The "truth" and "reality" categories are particularly destructive landmines, as without a shared understanding of the world there can be no communication, therefore violent conflict is inevitable. It feels like these mental weapons are being deliberately deployed across the population, and the old ways of reconciling differences don't work any more.

During the Trump presidency it felt like the population of the US was split in two different realities, and that the worldview of someone from the other side was completely alien. It works similarly in smaller scales as well, with things such as conspiracy theories.


(2013)


Added. Thanks!


This is my left hand and this my right.

I have to save that kid that fall into the well.

Let your mind free and ...


This article is interesting but tautological. It is arguable that philosophy is arguable.


The article is not about that. It's about words which have a high probability of spinning off a tangential flamewar.

I posted it because I think this happens very frequently on HN - long and unproductive backs-and-forths that only exist because someone used a "landmine" word, and someone else stepped on it.


And so we're not allowed to figure out what constitutes truth, and instead have to just take your definition by default? Sorry, but I can't get anything else out of this. Ignoring these landmines only benefits someone trying to sell you something on the basis of deceitful values of the landmine variables.


TeMPOraL said exactly nothing that said that you aren't allowed to figure out what constitutes truth. You're reading that into his post.


Your post got me thinking a bit. I see what you mean but I think it’s not the kind of thing the article is talking about. I should point out that I’m assuming conversations here are in the minutes-hours timeframe, not weeks-months timeframes.

My take on this is that it isn’t an issue of whether you can discuss truth or not, but rather if it’s philosophically relevant to the conversation. What I mean by that, and what I think the article means, is that the person isn’t questioning the meaning of truth really but instead avoiding the discussion going really any further by throwing out a catch phrase which is pertinent in a very distant and vague sense, but the person has no real intent to go into it.

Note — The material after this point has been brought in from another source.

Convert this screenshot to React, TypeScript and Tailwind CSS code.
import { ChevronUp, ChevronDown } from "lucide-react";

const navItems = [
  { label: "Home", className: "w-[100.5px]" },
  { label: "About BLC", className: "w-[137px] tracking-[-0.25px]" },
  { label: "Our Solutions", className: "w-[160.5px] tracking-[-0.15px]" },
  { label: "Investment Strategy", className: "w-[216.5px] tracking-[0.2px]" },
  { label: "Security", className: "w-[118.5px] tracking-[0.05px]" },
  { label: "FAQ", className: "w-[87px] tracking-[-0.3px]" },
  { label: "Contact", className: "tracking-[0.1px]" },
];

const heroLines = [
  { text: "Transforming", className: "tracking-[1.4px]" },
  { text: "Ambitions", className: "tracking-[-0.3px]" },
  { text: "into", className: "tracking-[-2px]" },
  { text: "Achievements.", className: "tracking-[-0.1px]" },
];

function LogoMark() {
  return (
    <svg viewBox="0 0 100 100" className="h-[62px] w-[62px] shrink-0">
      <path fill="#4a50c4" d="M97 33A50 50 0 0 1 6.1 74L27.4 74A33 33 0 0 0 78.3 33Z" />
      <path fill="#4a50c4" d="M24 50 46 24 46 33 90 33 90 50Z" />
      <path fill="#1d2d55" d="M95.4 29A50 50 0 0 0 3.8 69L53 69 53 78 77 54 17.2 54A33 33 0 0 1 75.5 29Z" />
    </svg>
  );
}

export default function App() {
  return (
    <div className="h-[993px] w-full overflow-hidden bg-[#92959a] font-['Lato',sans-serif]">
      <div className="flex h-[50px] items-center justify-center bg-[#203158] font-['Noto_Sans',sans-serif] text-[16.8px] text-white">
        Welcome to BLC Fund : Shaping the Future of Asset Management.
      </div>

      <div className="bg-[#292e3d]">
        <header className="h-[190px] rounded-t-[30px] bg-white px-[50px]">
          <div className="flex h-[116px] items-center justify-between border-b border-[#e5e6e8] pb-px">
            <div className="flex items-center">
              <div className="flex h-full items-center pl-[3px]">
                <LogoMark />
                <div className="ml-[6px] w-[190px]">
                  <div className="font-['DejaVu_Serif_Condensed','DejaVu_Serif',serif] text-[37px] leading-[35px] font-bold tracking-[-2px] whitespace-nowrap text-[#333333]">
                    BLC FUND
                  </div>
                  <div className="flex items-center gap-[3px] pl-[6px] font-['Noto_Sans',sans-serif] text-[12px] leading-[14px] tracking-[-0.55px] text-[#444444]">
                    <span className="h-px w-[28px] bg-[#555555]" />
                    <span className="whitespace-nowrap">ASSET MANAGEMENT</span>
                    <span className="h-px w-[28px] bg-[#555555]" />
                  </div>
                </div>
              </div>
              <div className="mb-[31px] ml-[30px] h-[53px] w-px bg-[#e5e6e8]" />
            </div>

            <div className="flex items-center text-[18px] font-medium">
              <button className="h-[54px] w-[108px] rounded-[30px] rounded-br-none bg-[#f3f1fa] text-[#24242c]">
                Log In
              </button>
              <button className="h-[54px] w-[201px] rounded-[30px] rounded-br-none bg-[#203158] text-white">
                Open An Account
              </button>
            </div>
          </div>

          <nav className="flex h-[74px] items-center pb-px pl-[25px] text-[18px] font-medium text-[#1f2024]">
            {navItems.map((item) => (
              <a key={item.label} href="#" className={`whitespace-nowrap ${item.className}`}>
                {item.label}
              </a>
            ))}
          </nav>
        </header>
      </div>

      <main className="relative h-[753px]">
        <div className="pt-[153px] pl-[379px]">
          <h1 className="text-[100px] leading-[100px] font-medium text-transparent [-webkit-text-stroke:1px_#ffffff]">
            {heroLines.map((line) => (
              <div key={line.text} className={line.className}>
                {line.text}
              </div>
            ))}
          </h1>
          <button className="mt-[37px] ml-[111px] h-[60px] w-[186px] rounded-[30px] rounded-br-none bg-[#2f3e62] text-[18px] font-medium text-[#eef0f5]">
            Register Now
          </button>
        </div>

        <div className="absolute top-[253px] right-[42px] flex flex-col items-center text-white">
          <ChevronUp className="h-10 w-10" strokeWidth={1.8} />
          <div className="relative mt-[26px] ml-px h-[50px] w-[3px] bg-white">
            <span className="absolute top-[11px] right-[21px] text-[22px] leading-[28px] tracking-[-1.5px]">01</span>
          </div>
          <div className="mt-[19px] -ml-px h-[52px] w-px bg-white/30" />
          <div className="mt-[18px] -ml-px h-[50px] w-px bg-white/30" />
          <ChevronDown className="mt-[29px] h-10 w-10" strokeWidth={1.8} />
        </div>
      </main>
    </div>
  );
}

It’s sort of seems like a form of “whataboutism” where somebody counters a point by going “Yeah but what about truth?!” It effectively ends the conversation because it’s not a matter of agreeing on the meaning of truth in the context of the discussion, but more of a distraction which can never be fully answered which stalls the original discussion.

Maybe in context those specific definitions do matter and should be stated assumptions, but often I don’t think they are. In addition, it truth or morals can’t be pinned down in centuries of effort, how could they be in these kinds of conversations? I don’t believe they could.


I understand, but I respectfully disagree. In your response you used words like “about that”, “high probability”, “frequently” and “unproductive,” all of which could be argued on a philosophical basis.

And by the way, if you are going to post things and then downvote legitimate responses—then perhaps you need to rethink things a bit?


Whoa, please don't cross into personal attack, and omit swipes from your comments here.

TeMPOraL didn't downvote you. He couldn't. No one can downvote replies to their own posts (see https://news.ycombinator.com/newsfaq.html).

https://news.ycombinator.com/item?id=25969116 was probably downvoted because it broke these guidelines:

"Please respond to the strongest plausible interpretation of what someone says, not a weaker one that's easier to criticize. Assume good faith."

"Please don't post shallow dismissals, especially of other people's work. A good critical comment teaches us something."

https://news.ycombinator.com/newsguidelines.html


I downvoted you because your comment didn't add substance by explaining what you meant. You made a statement that didn't seem to apply to article I read, which is fine in itself, but its brevity meant there was no way to evaluate what you meant, yet it seemed unnecessarily combative & overall unproductive to the conversation.